Before adrenaline sports, the Otago region was home to gold-miners and sheep stations and we spent a day exploring both legacies. First, we went to the gold-mining town of Arrowtown, where we learned about the history of early Chinese miners and enjoyed dinner in the renovated frontier-style town that remains a charming complement to Queenstown.
The next day, we met up with Southern Discoveries Cruises, who took us across Lake Wakatipu on the 'Spirit of Queenstown' to Mt. Nicholas Station, a historic, family-run sheep station that continues to function today. It's one of the primary suppliers of ultra-high quality merino wool and provided great insight into New Zealand's traditional export economy.
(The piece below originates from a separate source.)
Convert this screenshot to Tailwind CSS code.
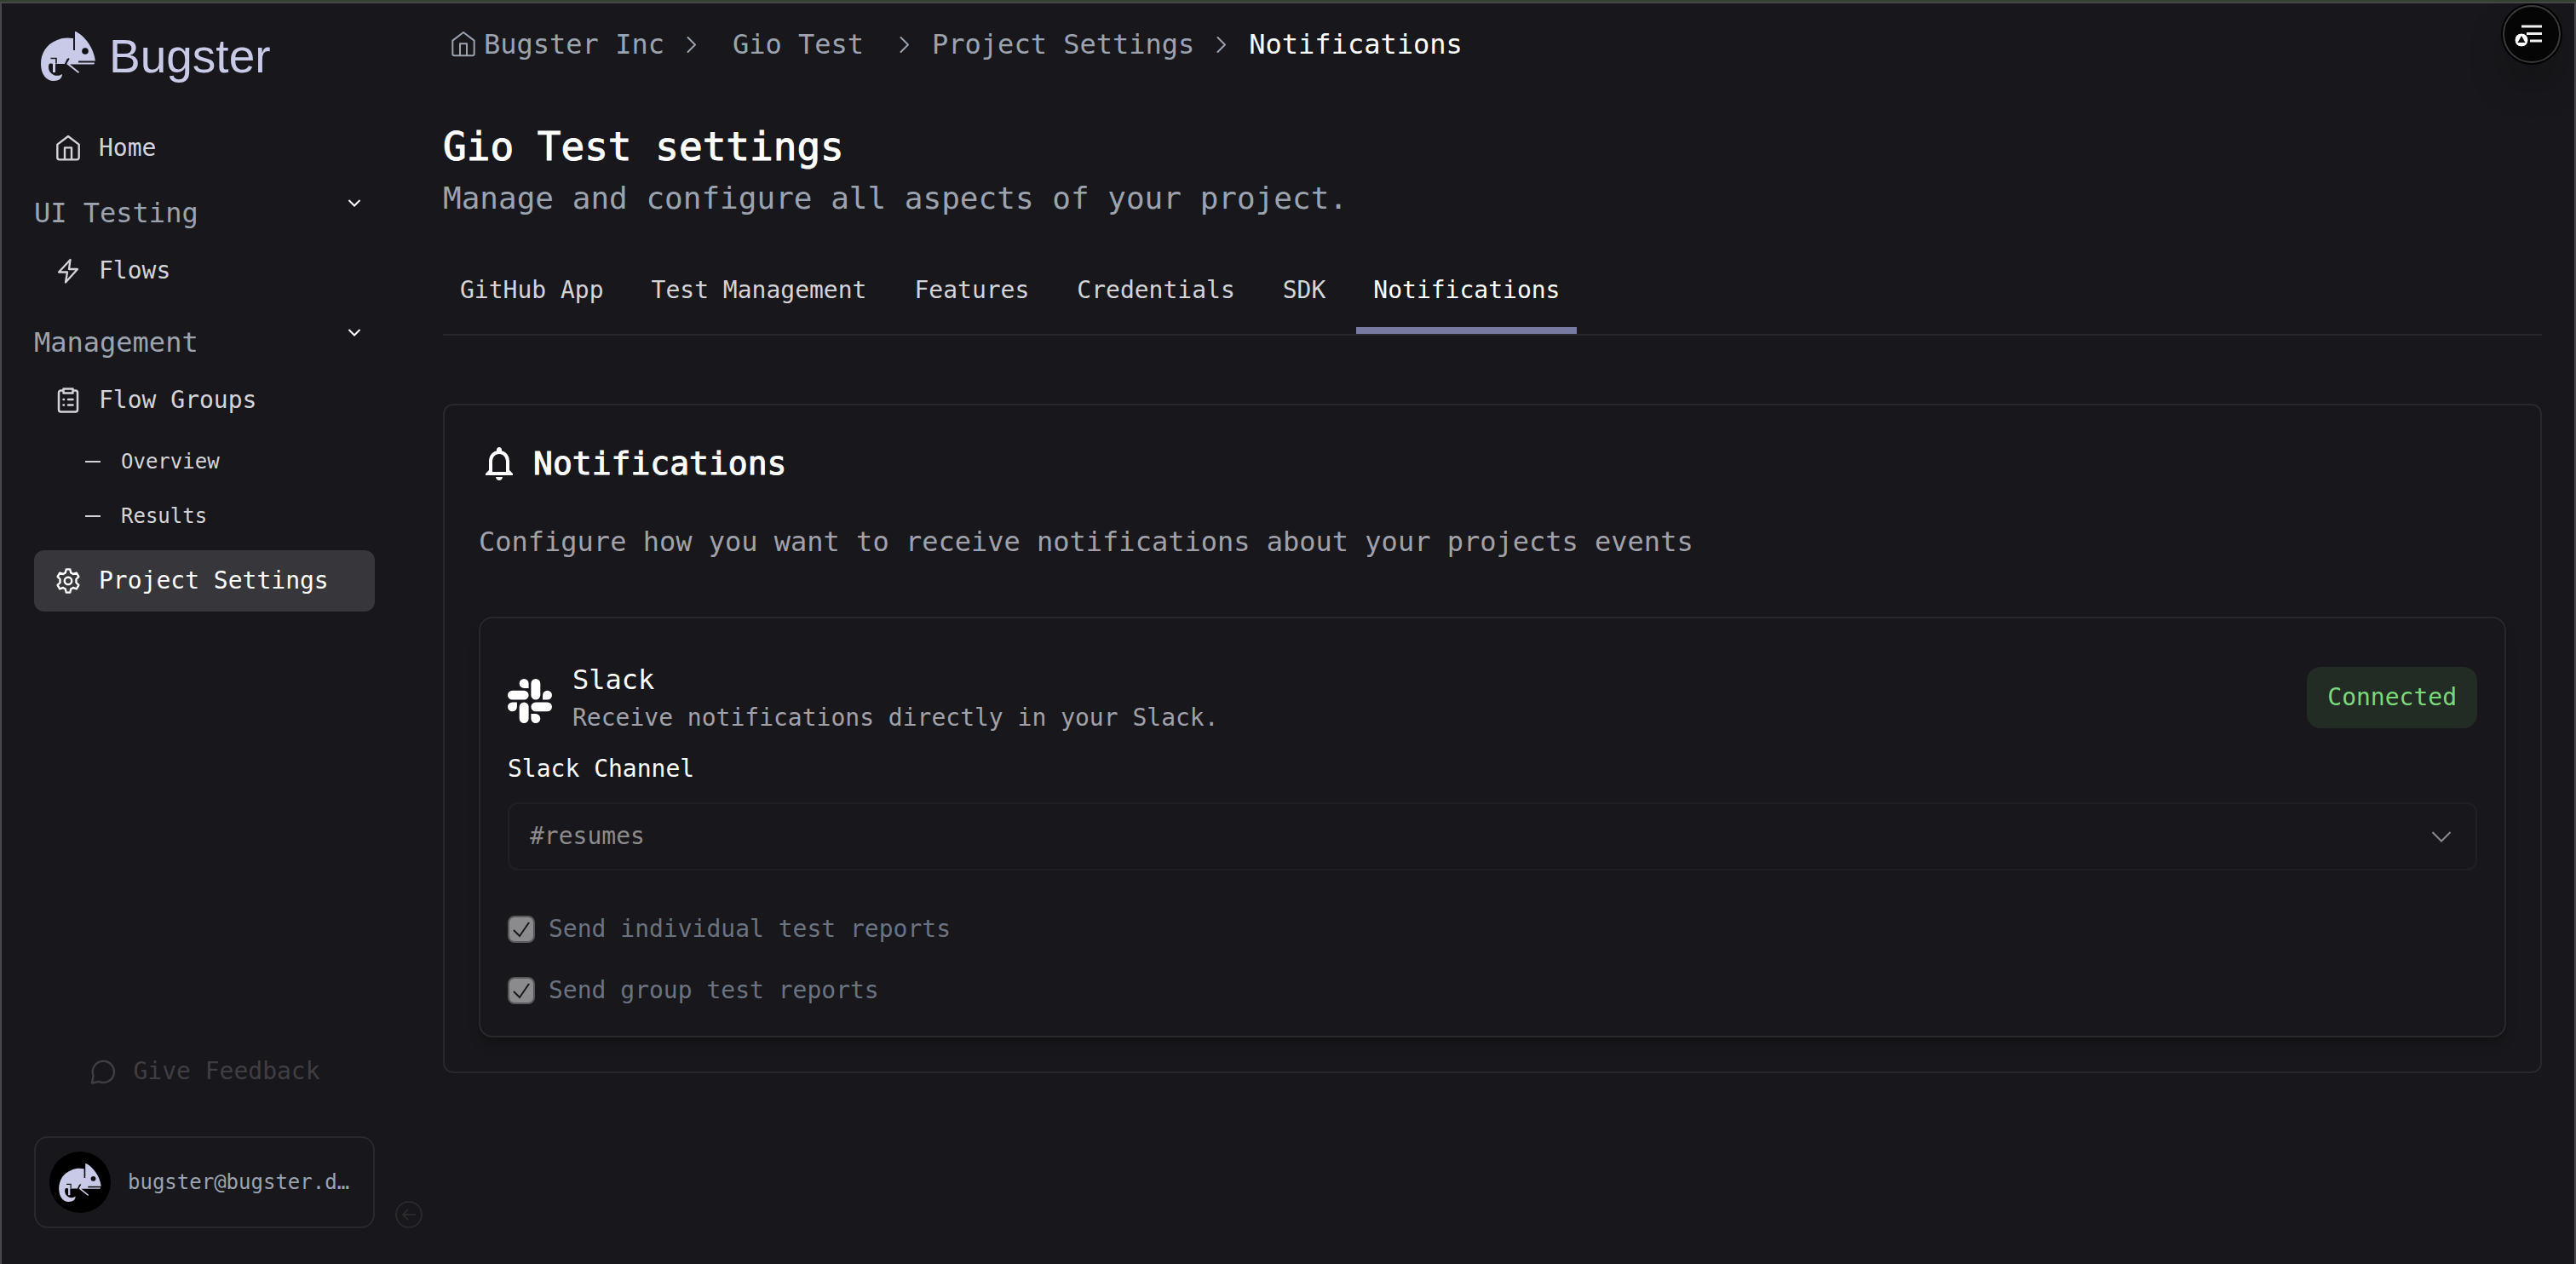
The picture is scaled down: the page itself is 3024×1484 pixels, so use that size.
<!DOCTYPE html>
<html lang="en">
<head>
<meta charset="utf-8">
<title>Project Settings – Bugster</title>
<script src="https://cdn.jsdelivr.net/npm/@tailwindcss/browser@4"></script>
</head>
<body class="bg-[#18171b] text-white">
<svg class="hidden" aria-hidden="true">
  <symbol id="chameleon" viewBox="0 0 64 58">
    <path fill="#c8cae8" d="M38 8C32 7 25 7 19 10C6 15 0 26 0 38C0 50 6 58 15 58C21 58 25 55 25 50C22 52 18 52.500 15 51C11 49 9 46 9 42C9 38 10 37 12 37.500L14 38V48H17V38H28L31 31.500L32.500 33L30 38L44 49L45 47.500L34 38.500H61.500C62.500 38.500 63 37.500 63 36.500H44V34.500H63.800C63.500 30 62 26 60 21C56 12 49 4 41 0H40V22H38Z"/>
    <path stroke="#18171b" stroke-width="1.600" fill="none" d="M11.500 31.500H18V37.500M29 38L33 31.500"/>
    <circle cx="52" cy="23" r="3.800" fill="#101014"/>
  </symbol>
  <symbol id="home" viewBox="0 0 24 24">
    <path fill="none" stroke="currentColor" stroke-linejoin="round" stroke-linecap="round" d="M2.500 8.700 12 1.500l9.500 7.200v11.600a1.700 1.700 0 0 1-1.700 1.700H4.200a1.700 1.700 0 0 1-1.700-1.700ZM9 22V11.500h6V22"/>
  </symbol>
  <symbol id="chevron-right" viewBox="0 0 32 32">
    <path fill="none" stroke="currentColor" stroke-width="2" stroke-linecap="round" stroke-linejoin="round" d="M11.500 8 20 16.500 11.500 25"/>
  </symbol>
  <symbol id="chevron-down" viewBox="0 0 16 16">
    <path fill="none" stroke="currentColor" stroke-width="2" d="m1.500 5 6.500 6.500L14.500 5"/>
  </symbol>
</svg>
<div class="min-h-screen border-t-2 border-[#34402f] flex font-['DejaVu_Sans_Mono',monospace]">
<div class="flex-1 min-w-0 flex border-2 border-b-0 border-[#48474a]">

  <aside class="w-[476px] shrink-0 pl-[38px] pr-[38px] pt-7 pb-[42px] flex flex-col">
    <a href="#" class="flex items-center gap-4 pl-2 h-[68px]">
      <svg class="w-16 h-[58px]"><use href="#chameleon"/></svg>
      <span class="font-['Liberation_Sans',sans-serif] text-[55px] leading-[70px] text-[#c8cae8]">Bugster</span>
    </a>
    <nav class="mt-[38px] text-[28px] leading-[42px] text-[#d4d4d8]">
      <a href="#" class="flex items-center gap-5 h-[72px] px-6">
        <svg class="size-8" stroke-width="1.800"><use href="#home"/></svg>Home
      </a>
      <button type="button" class="w-full h-[72px] pr-4 flex items-start justify-between">
        <span class="mt-4 text-[32px] leading-[48px] text-[#9ca3af]">UI Testing</span>
        <svg class="mt-5 size-4 text-white"><use href="#chevron-down"/></svg>
      </button>
      <a href="#" class="flex items-center gap-5 h-[72px] px-6">
        <svg class="size-8" viewBox="0 0 32 32" fill="none" stroke="currentColor" stroke-width="2.300" stroke-linejoin="round"><path d="M18.500 3 5 17.500h10L13 29.500 27 14H17Z"/></svg>Flows
      </a>
      <button type="button" class="mt-2 w-full h-[72px] pr-4 flex items-start justify-between">
        <span class="mt-4 text-[32px] leading-[48px] text-[#9ca3af]">Management</span>
        <svg class="mt-5 size-4 text-white"><use href="#chevron-down"/></svg>
      </button>
      <a href="#" class="flex items-center gap-5 h-[72px] px-6">
        <svg class="size-8" viewBox="0 0 32 32" fill="none" stroke="currentColor" stroke-width="2.500" stroke-linejoin="round" stroke-linecap="round"><path d="M10 4.500H7.500A2.500 2.500 0 0 0 5 7v20a2.500 2.500 0 0 0 2.500 2.500h17A2.500 2.500 0 0 0 27 27V7a2.500 2.500 0 0 0-2.500-2.500H22M10.500 2.500h11v5h-11ZM16 15h5.500M16 21.500h5.500M10.500 15h.5M10.500 21.500h.5"/></svg>Flow Groups
      </a>
      <div class="mt-1 mb-2 text-[24px]">
        <a href="#" class="flex items-center gap-6 h-16 pl-[60px]"><span class="w-[18px] h-[2px] bg-current"></span>Overview</a>
        <a href="#" class="flex items-center gap-6 h-16 pl-[60px]"><span class="w-[18px] h-[2px] bg-current"></span>Results</a>
      </div>
      <a href="#" aria-current="page" class="flex items-center gap-5 h-[72px] px-6 rounded-xl bg-[#37363a] text-white">
        <svg class="size-8" viewBox="0 0 24 24" fill="none" stroke="currentColor" stroke-width="1.800" stroke-linejoin="round"><path d="M10.300 1.800h3.400l.7 3 2 1.200 3-1 1.900 3.300-2.200 2.200v3l2.200 2.200-1.900 3.300-3-1-2 1.200-.7 3h-3.400l-.7-3-2-1.200-3 1-1.900-3.300 2.200-2.200v-3L2.700 8.300 4.600 5l3 1 2-1.200Z"/><circle cx="12" cy="12" r="3.200"/></svg>Project Settings
      </a>
    </nav>
    <button type="button" class="mt-auto h-[72px] flex items-center justify-center gap-5 text-[28px] leading-[42px] text-[#3f3e43]">
      <svg class="size-8" viewBox="0 0 32 32" fill="none" stroke="currentColor" stroke-width="2.400" stroke-linejoin="round"><path d="M4 29.500l1.600-8.500A12.600 12.600 0 1 1 12 27.800Z"/></svg>Give Feedback
    </button>
    <div class="mt-10 flex items-end gap-6 -mr-[38px]">
      <button type="button" class="w-[400px] shrink-0 h-[108px] border-2 border-[#29292c] rounded-2xl px-4 flex items-center gap-5 text-[24px] leading-8 text-[#9ca3af]">
        <span class="size-[72px] shrink-0 rounded-full bg-black flex items-center justify-center"><svg class="w-[50px] h-[45px]"><use href="#chameleon"/></svg></span>
        <span class="whitespace-nowrap">bugster@bugster.d…</span>
      </button>
      <button type="button" aria-label="Collapse sidebar" class="size-8 shrink-0 text-[#29292c]">
        <svg class="size-8" viewBox="0 0 32 32" fill="none" stroke="currentColor" stroke-width="2" stroke-linecap="round" stroke-linejoin="round"><circle cx="16" cy="16" r="15"/><path d="M23 16H9M14.500 10.500 9 16l5.500 5.500"/></svg>
      </button>
    </div>
  </aside>

  <main class="flex-1 min-w-0 pl-[42px] pr-[38px] pt-6">
    <nav aria-label="Breadcrumb" class="pl-2 flex items-center gap-4 text-[32px] leading-[48px] text-[#9ca3af] whitespace-nowrap">
      <a href="#" class="flex items-center gap-2"><svg class="size-8" stroke-width="1.500"><use href="#home"/></svg>Bugster Inc</a>
      <svg class="size-8"><use href="#chevron-right"/></svg>
      <a href="#" class="px-4">Gio Test</a>
      <svg class="size-8"><use href="#chevron-right"/></svg>
      <a href="#">Project Settings</a>
      <svg class="size-8"><use href="#chevron-right"/></svg>
      <span aria-current="page" class="text-white">Notifications</span>
    </nav>

    <h1 class="mt-16 text-[46px] leading-[64px] [-webkit-text-stroke:1px_white]">Gio Test settings</h1>
    <p class="text-[36px] leading-[58px] text-[#9ca3af]">Manage and configure all aspects of your project.</p>

    <div role="tablist" class="mt-[34px] h-[98px] border-b-2 border-[#29292c] flex gap-4 text-[28px] leading-[42px] text-[#d4d4d8]">
      <button type="button" role="tab" class="px-5 pt-6 pb-[30px]">GitHub App</button>
      <button type="button" role="tab" class="px-5 pt-6 pb-[30px]">Test Management</button>
      <button type="button" role="tab" class="px-5 pt-6 pb-[30px]">Features</button>
      <button type="button" role="tab" class="px-5 pt-6 pb-[30px]">Credentials</button>
      <button type="button" role="tab" class="px-5 pt-6 pb-[30px]">SDK</button>
      <button type="button" role="tab" aria-selected="true" class="px-5 pt-6 pb-[22px] border-b-8 border-[#777ba2] text-white">Notifications</button>
    </div>

    <section class="mt-20 border-2 border-[#29292c] rounded-xl p-10">
      <h2 class="flex items-center gap-4 text-[38px] leading-[56px] [-webkit-text-stroke:1px_white]">
        <svg class="size-12" viewBox="0 0 24 24" fill="currentColor"><path d="M12 22c1.100 0 2-.9 2-2h-4c0 1.100.9 2 2 2zm6-6v-5c0-3.070-1.630-5.640-4.500-6.320V4c0-.83-.67-1.500-1.500-1.500s-1.500.67-1.500 1.500v.68C7.640 5.360 6 7.920 6 11v5l-2 2v1h16v-1l-2-2zm-2 1H8v-6c0-2.480 1.510-4.500 4-4.500s4 2.020 4 4.500v6z"/></svg>
        Notifications
      </h2>
      <p class="mt-10 text-[32px] leading-[48px] text-[#a1a1aa]">Configure how you want to receive notifications about your projects events</p>

      <div class="mt-16 border-2 border-[#29292c] rounded-2xl px-8 pt-12 pb-8 shadow-lg shadow-black/20">
        <div class="flex items-center gap-6">
          <svg class="mt-2 size-[52px] shrink-0" viewBox="0 0 24 24" fill="currentColor"><path d="M5.042 15.165a2.528 2.528 0 0 1-2.520 2.523A2.528 2.528 0 0 1 0 15.165a2.527 2.527 0 0 1 2.522-2.520h2.520v2.520zM6.313 15.165a2.527 2.527 0 0 1 2.521-2.520 2.527 2.527 0 0 1 2.521 2.520v6.313A2.528 2.528 0 0 1 8.834 24a2.528 2.528 0 0 1-2.521-2.522v-6.313zM8.834 5.042a2.528 2.528 0 0 1-2.521-2.520A2.528 2.528 0 0 1 8.834 0a2.528 2.528 0 0 1 2.521 2.522v2.520H8.834zM8.834 6.313a2.528 2.528 0 0 1 2.521 2.521 2.528 2.528 0 0 1-2.521 2.521H2.522A2.528 2.528 0 0 1 0 8.834a2.528 2.528 0 0 1 2.522-2.521h6.312zM18.956 8.834a2.528 2.528 0 0 1 2.522-2.521A2.528 2.528 0 0 1 24 8.834a2.528 2.528 0 0 1-2.522 2.521h-2.522V8.834zM17.688 8.834a2.528 2.528 0 0 1-2.523 2.521 2.527 2.527 0 0 1-2.520-2.521V2.522A2.527 2.527 0 0 1 15.165 0a2.528 2.528 0 0 1 2.523 2.522v6.312zM15.165 18.956a2.528 2.528 0 0 1 2.523 2.522A2.528 2.528 0 0 1 15.165 24a2.527 2.527 0 0 1-2.520-2.522v-2.522h2.520zM15.165 17.688a2.527 2.527 0 0 1-2.520-2.523 2.526 2.526 0 0 1 2.520-2.520h6.313A2.527 2.527 0 0 1 24 15.165a2.528 2.528 0 0 1-2.522 2.523h-6.313z"/></svg>
          <div class="flex-1 min-w-0">
            <h3 class="text-[32px] leading-[48px]">Slack</h3>
            <p class="text-[28px] leading-[42px] text-[#a1a1aa]">Receive notifications directly in your Slack.</p>
          </div>
          <span class="h-[72px] rounded-2xl bg-[#222b24] text-[#7bd87b] px-6 flex items-center text-[28px] leading-[42px]">Connected</span>
        </div>

        <label for="channel" class="block mt-[18px] text-[28px] leading-[42px]">Slack Channel</label>
        <div class="mt-[18px] grid items-center">
          <select id="channel" disabled class="col-start-1 row-start-1 w-full h-20 appearance-none rounded-xl border-2 border-[#202023] px-6 text-[28px] leading-[42px] text-[#8b8b8d]">
            <option>#resumes</option>
          </select>
          <svg class="col-start-1 row-start-1 justify-self-end mr-[30px] w-6 h-4 text-[#8b8b8d] pointer-events-none" viewBox="0 0 24 16" fill="none" stroke="currentColor" stroke-width="2"><path d="M1.500 3 12 13.500 22.500 3"/></svg>
        </div>

        <div class="mt-12 flex flex-col gap-[30px] text-[28px] leading-[42px] text-[#6b7280]">
          <label class="flex items-center gap-4">
            <span class="grid size-8">
              <input type="checkbox" checked disabled class="col-start-1 row-start-1 appearance-none size-8 rounded-lg border-2 border-[#58585a] bg-[#8b8b8d]">
              <svg class="col-start-1 row-start-1 size-8 text-[#18171b] pointer-events-none" viewBox="0 0 32 32" fill="none" stroke="currentColor" stroke-width="2"><path d="M7 17 14 24 25 8"/></svg>
            </span>Send individual test reports
          </label>
          <label class="flex items-center gap-4">
            <span class="grid size-8">
              <input type="checkbox" checked disabled class="col-start-1 row-start-1 appearance-none size-8 rounded-lg border-2 border-[#58585a] bg-[#8b8b8d]">
              <svg class="col-start-1 row-start-1 size-8 text-[#18171b] pointer-events-none" viewBox="0 0 32 32" fill="none" stroke="currentColor" stroke-width="2"><path d="M7 17 14 24 25 8"/></svg>
            </span>Send group test reports
          </label>
        </div>
      </div>
    </section>
  </main>
</div>
</div>

<!-- Floating tools button -->
<button type="button" aria-label="Open tools" class="fixed top-1 right-4 size-[72px] rounded-full bg-black border-2 border-black shadow-2xl shadow-black/40">
  <svg class="size-full" viewBox="2 2 68 68" fill="none"><circle cx="36" cy="36" r="33" stroke="#3a3a3a" stroke-width="2" fill="#050505"/><path stroke="#f0f0f0" stroke-width="3" d="M24 27h24M30 35.500h18M34 44h14"/><circle cx="24" cy="43" r="8" fill="#fff" stroke="#050505"/><path fill="#111" d="m24 38 4.500 8h-9Z"/></svg>
</button>
</body>
</html>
A newer Kiwi export is found just down the valley in the Gibbston wine region, the southernmost wine region in the world. We dropped by the Amisfield winery, where we tried some of their famous pinot noirs and pinot grigio’s, paired with a selection of kiwi cheeses.
The week proved to be the perfect combination of activities – from jet-boating past rock walls at 85 km/hr, jumping out of planes at terminal velocity, sheering sheep and sipping fine wines.
New Zealand is an incredibly diverse country with plenty of different tourist attractions, but nowhere offers so much in such gorgeous surroundings as Queenstown. Though we just ticked off our bucket list for the city, we know we'll be back again soon.